教職の傍ら歌い続けて50年「がばちょ山岸」

音楽と交流の場に喜び

「がばちょ山岸」の別名を持つ安曇野市堀金烏川の山岸豊さん(65)は、アマチュアのシンガー・ソングライターだ。中学生だった50年余り前、初めてギターを手に入れ、弾き始めた。高校の教員になってからも歌い続け、県内外で自作を披露してきた。今年3月で退職し、同じ趣味を持つ人たちと、交流会を立ち上げるという。第二の人生の大きな喜びがある。

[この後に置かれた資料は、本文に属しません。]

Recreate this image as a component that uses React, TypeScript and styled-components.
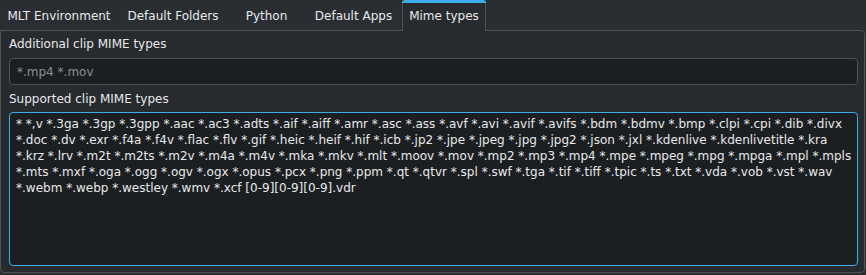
import styled, { createGlobalStyle } from "styled-components";

const GlobalStyle = createGlobalStyle`
  html, body {
    margin: 0;
    padding: 0;
    background: #2a2e32;
  }
  body {
    font-family: "DejaVu Sans", "Noto Sans", sans-serif;
    color: #fcfcfc;
  }
`;

const Page = styled.div`
  width: 866px;
  height: 275px;
  display: flex;
  flex-direction: column;
  background: #2a2e32;
  overflow: hidden;
`;

const TabBar = styled.div`
  display: flex;
  height: 30px;
  flex-shrink: 0;
`;

const Tab = styled.div<{ $active?: boolean; $width: number }>`
  position: relative;
  box-sizing: border-box;
  width: ${(p) => p.$width}px;
  display: flex;
  align-items: center;
  justify-content: center;
  font-size: 12px;
  color: #e8e9ea;
  border: 1px solid ${(p) => (p.$active ? "#4d5257" : "transparent")};
  border-bottom: none;
  border-radius: 4px 4px 0 0;
  background: ${(p) => (p.$active ? "#272a2e" : "transparent")};
  margin-bottom: ${(p) => (p.$active ? "-1px" : "0")};
  z-index: 1;
  ${(p) =>
    p.$active &&
    `
    &::before {
      content: "";
      position: absolute;
      left: -1px;
      right: -1px;
      top: -1px;
      height: 3px;
      background: #3daee9;
      border-radius: 4px 4px 0 0;
    }
  `}
`;

const Panel = styled.div`
  flex: 1;
  margin: 0 1px 2px 0;
  border: 1px solid #4d5257;
  border-radius: 0 4px 4px 4px;
  background: #272a2e;
  padding: 3px 6px 6px 7px;
  display: flex;
  flex-direction: column;
`;

const Label = styled.div`
  font-size: 12px;
  color: #e8e9ea;
  height: 20px;
  line-height: 20px;
  padding-left: 1px;
`;

const Input = styled.div`
  margin: 4px 0 4px 1px;
  height: 27px;
  box-sizing: border-box;
  border: 1px solid #4d5257;
  border-radius: 4px;
  background: #1c1f22;
  color: #8b8e91;
  font-size: 12px;
  padding: 0 7px;
  display: flex;
  align-items: center;
`;

const TextArea = styled.div`
  flex: 1;
  margin: 3px 0 0 1px;
  box-sizing: border-box;
  border: 1px solid #3daee9;
  border-radius: 4px;
  background: #1c1f22;
  color: #e8e9ea;
  font-size: 12px;
  line-height: 16px;
  padding: 3px 6px;
  white-space: pre;
`;

const supported = [
  "* *,v *.3ga *.3gp *.3gpp *.aac *.ac3 *.adts *.aif *.aiff *.amr *.asc *.ass *.avf *.avi *.avif *.avifs *.bdm *.bdmv *.bmp *.clpi *.cpi *.dib *.divx",
  "*.doc *.dv *.exr *.f4a *.f4v *.flac *.flv *.gif *.heic *.heif *.hif *.icb *.jp2 *.jpe *.jpeg *.jpg *.jpg2 *.json *.jxl *.kdenlive *.kdenlivetitle *.kra",
  "*.krz *.lrv *.m2t *.m2ts *.m2v *.m4a *.m4v *.mka *.mkv *.mlt *.moov *.mov *.mp2 *.mp3 *.mp4 *.mpe *.mpeg *.mpg *.mpga *.mpl *.mpls",
  "*.mts *.mxf *.oga *.ogg *.ogv *.ogx *.opus *.pcx *.png *.ppm *.qt *.qtvr *.spl *.swf *.tga *.tif *.tiff *.tpic *.ts *.txt *.vda *.vob *.vst *.wav",
  "*.webm *.webp *.westley *.wmv *.xcf [0-9][0-9][0-9].vdr",
];

const tabs = [
  { name: "MLT Environment", width: 118 },
  { name: "Default Folders", width: 110 },
  { name: "Python", width: 77 },
  { name: "Default Apps", width: 97 },
  { name: "Mime types", width: 84, active: true },
];

export default function App() {
  return (
    <>
      <GlobalStyle />
      <Page>
        <TabBar>
          {tabs.map((t) => (
            <Tab key={t.name} $active={t.active} $width={t.width}>
              {t.name}
            </Tab>
          ))}
        </TabBar>
        <Panel>
          <Label>Additional clip MIME types</Label>
          <Input>*.mp4 *.mov</Input>
          <Label>Supported clip MIME types</Label>
          <TextArea>{supported.join("\n")}</TextArea>
        </Panel>
      </Page>
    </>
  );
}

「僕らはどこか遠くへ大事な何かを忘れて来たようだ」「夕暮れの用意」「時間が言葉に意味を与え」「次の場所へ行く幸せ」。フォークソング世代の心に響くような、こんな題名の曲を歌っている山岸さん。
半世紀前、シンガー・ソングライターの吉田拓郎さんらのフォークソングに刺激を受けた。「ギターは手軽に自分の思いを歌える」と、演奏を始めた。大学時代に仲間2人と組んだバンドは、メンバーの1人が亡くなる今年まで45年続いた。
職業は高校の国語教員だった。職場でもバンドを組み、文化祭でビートルズやサザンオールスターズなどの曲を披露した。25年ほど前の文化祭では演劇にも参加。以降、生徒たちからは役名で呼ばれるように。「がばちょ山岸」の誕生だ。
1年に1回くらいの割合で、幸運にも「降りてくる」というオリジナル曲は、自分の中に沈殿した心象風景が歌詞と曲に結晶している。それらを45歳で初めて1枚のCDにまとめた。
自身の曲を楽譜にしないのが、がばちょ流だ。歌詞も曲も「ギターを持つと、頭からするすると出てくる」からだ。

第二の人生も歌を楽しみに

60歳からは「還暦ライブツアー」と銘打って、全国へ出かけた。フェイスブックを活用して演奏場所を探し、北は福島県から、南は鹿児島県まで、ライブハウスやカフェ、野外ステージなどで320回以上演奏してきた。
「知らない場所で知らない人たちに自分の歌を聴いてもらう。緊張でうまく演奏できないこともあるが、拍手をもらうと達成感がある」
演奏先へは車で向かう。高速道路を使わず行くのも、がばちょ流。「急ぐこともないしね。この前は水戸から帰ってくるのに8時間かかった」。夫婦で、道の駅に寄りながら行って帰ってくる。これもまた、楽しみの一つだ。
各地に知り合いができた。「自分の歌を多くの人に届けたい-という人がたくさんいて、みんな信州で歌いたいって言うんだよ」
その人たちのために、交流の場をつくることが今後の人生のテーマにもなった。初回を27日に美鈴湖畔の「カフェピラータ」(松本市三才山)で開く。
演奏日程は、がばちょ山岸のフェイスブックで見られる。